## Source excerpt
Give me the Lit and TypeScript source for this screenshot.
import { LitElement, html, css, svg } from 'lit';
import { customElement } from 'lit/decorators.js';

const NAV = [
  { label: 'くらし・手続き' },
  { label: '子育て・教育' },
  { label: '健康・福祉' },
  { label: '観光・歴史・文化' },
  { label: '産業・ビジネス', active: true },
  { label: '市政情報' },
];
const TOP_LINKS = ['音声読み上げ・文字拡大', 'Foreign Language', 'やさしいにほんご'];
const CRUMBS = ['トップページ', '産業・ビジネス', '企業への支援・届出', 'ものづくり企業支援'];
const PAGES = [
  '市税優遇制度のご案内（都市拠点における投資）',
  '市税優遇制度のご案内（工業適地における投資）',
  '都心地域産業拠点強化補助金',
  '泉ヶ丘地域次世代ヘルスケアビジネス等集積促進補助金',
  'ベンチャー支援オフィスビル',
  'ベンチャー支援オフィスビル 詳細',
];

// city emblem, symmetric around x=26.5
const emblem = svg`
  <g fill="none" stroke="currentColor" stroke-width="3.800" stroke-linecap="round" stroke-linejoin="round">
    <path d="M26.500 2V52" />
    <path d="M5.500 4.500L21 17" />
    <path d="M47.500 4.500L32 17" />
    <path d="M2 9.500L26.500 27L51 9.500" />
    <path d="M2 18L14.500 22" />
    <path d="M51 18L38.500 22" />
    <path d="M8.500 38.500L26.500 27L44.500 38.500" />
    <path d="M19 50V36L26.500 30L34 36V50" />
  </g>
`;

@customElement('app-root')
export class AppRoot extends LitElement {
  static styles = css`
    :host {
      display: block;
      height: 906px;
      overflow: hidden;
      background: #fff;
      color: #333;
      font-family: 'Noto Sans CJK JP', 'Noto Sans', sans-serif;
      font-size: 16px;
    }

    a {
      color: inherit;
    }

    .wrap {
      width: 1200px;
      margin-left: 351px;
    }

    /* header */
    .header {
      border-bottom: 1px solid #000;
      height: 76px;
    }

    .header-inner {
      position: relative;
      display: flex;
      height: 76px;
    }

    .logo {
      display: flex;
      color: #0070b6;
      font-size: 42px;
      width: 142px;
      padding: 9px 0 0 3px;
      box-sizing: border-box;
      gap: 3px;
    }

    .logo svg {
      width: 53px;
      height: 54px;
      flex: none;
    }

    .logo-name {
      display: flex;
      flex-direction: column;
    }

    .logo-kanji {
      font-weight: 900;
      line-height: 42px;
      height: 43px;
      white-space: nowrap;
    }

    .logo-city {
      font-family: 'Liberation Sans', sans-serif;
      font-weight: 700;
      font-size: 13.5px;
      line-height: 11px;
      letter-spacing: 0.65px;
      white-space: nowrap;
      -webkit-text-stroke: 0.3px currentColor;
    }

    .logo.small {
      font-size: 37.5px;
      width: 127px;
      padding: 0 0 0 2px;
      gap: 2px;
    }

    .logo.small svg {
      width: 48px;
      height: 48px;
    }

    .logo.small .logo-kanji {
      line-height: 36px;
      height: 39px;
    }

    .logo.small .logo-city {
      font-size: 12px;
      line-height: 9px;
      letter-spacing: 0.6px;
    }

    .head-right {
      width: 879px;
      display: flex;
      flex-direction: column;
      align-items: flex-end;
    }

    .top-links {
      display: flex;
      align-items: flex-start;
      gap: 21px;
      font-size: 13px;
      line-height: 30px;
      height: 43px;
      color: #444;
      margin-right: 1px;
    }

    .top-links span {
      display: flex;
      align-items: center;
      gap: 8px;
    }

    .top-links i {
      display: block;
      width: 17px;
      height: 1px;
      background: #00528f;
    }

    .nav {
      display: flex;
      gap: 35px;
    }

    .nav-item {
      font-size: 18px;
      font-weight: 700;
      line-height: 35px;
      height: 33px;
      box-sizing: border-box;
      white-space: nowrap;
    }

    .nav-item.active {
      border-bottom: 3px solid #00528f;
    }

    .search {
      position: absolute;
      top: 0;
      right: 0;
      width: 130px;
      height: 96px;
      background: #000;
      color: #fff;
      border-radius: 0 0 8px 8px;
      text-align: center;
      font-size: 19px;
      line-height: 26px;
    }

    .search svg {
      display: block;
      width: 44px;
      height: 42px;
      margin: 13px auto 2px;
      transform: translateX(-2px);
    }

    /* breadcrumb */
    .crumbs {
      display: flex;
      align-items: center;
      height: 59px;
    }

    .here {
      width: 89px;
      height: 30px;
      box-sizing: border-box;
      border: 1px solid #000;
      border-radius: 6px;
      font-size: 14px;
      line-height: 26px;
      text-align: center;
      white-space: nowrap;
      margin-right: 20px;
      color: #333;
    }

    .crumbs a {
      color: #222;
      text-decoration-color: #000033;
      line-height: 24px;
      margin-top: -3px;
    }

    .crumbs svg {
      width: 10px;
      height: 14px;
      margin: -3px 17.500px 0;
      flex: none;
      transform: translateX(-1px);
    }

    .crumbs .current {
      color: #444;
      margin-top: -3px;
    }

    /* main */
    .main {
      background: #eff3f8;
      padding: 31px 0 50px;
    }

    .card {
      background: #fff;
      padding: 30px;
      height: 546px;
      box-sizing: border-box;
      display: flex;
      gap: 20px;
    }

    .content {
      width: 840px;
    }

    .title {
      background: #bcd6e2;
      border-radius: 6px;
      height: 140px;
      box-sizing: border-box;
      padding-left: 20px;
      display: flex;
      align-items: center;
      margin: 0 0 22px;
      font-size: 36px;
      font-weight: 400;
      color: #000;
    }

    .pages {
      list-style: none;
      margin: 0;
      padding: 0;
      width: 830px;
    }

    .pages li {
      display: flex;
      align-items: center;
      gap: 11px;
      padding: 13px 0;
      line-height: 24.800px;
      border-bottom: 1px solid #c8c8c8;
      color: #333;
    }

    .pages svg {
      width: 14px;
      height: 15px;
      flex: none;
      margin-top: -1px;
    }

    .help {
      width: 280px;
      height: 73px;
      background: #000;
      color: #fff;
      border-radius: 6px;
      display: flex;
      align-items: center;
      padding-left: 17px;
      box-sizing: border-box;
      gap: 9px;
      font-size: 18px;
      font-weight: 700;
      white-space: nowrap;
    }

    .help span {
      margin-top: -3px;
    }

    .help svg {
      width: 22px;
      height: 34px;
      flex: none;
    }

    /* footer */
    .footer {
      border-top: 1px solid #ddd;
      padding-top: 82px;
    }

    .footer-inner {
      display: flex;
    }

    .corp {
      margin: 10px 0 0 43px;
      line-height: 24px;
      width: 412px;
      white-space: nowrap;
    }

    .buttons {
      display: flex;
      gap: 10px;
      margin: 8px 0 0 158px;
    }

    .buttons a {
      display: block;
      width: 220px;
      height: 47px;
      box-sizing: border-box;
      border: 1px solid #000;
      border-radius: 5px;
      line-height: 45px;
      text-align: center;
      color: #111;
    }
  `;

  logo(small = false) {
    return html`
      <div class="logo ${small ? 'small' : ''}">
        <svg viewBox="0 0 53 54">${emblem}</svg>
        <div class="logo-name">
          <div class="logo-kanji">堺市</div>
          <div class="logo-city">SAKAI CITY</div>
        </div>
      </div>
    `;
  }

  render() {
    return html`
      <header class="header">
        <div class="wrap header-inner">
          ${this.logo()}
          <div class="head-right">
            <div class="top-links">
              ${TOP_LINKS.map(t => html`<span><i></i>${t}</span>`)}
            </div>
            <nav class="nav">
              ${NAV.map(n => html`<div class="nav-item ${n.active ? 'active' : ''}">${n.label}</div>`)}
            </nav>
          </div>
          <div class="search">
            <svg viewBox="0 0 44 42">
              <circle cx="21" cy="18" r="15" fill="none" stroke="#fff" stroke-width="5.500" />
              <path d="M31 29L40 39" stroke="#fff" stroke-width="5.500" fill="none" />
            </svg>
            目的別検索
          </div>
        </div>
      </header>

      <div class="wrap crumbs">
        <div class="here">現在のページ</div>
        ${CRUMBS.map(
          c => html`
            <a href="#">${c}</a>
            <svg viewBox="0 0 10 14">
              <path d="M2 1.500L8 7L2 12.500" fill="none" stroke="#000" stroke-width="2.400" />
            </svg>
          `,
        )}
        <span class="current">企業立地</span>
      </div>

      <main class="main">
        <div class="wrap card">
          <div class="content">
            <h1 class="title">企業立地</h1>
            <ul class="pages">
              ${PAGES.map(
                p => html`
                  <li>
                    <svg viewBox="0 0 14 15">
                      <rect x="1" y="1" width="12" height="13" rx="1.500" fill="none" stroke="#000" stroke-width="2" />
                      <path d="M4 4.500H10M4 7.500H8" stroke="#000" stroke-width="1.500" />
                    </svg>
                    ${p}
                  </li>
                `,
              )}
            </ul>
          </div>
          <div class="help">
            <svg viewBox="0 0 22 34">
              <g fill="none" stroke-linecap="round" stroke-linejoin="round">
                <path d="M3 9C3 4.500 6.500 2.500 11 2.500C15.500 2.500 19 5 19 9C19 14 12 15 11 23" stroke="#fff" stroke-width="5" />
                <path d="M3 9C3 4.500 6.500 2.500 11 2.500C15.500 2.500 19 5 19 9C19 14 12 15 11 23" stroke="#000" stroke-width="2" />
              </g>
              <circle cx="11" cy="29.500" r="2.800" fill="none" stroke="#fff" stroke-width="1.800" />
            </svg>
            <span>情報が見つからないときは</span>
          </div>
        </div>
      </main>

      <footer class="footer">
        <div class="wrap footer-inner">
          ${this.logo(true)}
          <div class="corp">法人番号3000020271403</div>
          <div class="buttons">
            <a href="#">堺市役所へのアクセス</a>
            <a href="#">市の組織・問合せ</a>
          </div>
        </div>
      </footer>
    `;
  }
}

## Task directions
Using the listing above, show every line that includes the string "this".

## In response
Give me the Lit and TypeScript source for this screenshot.
          ${this.logo()}
          ${this.logo(true)}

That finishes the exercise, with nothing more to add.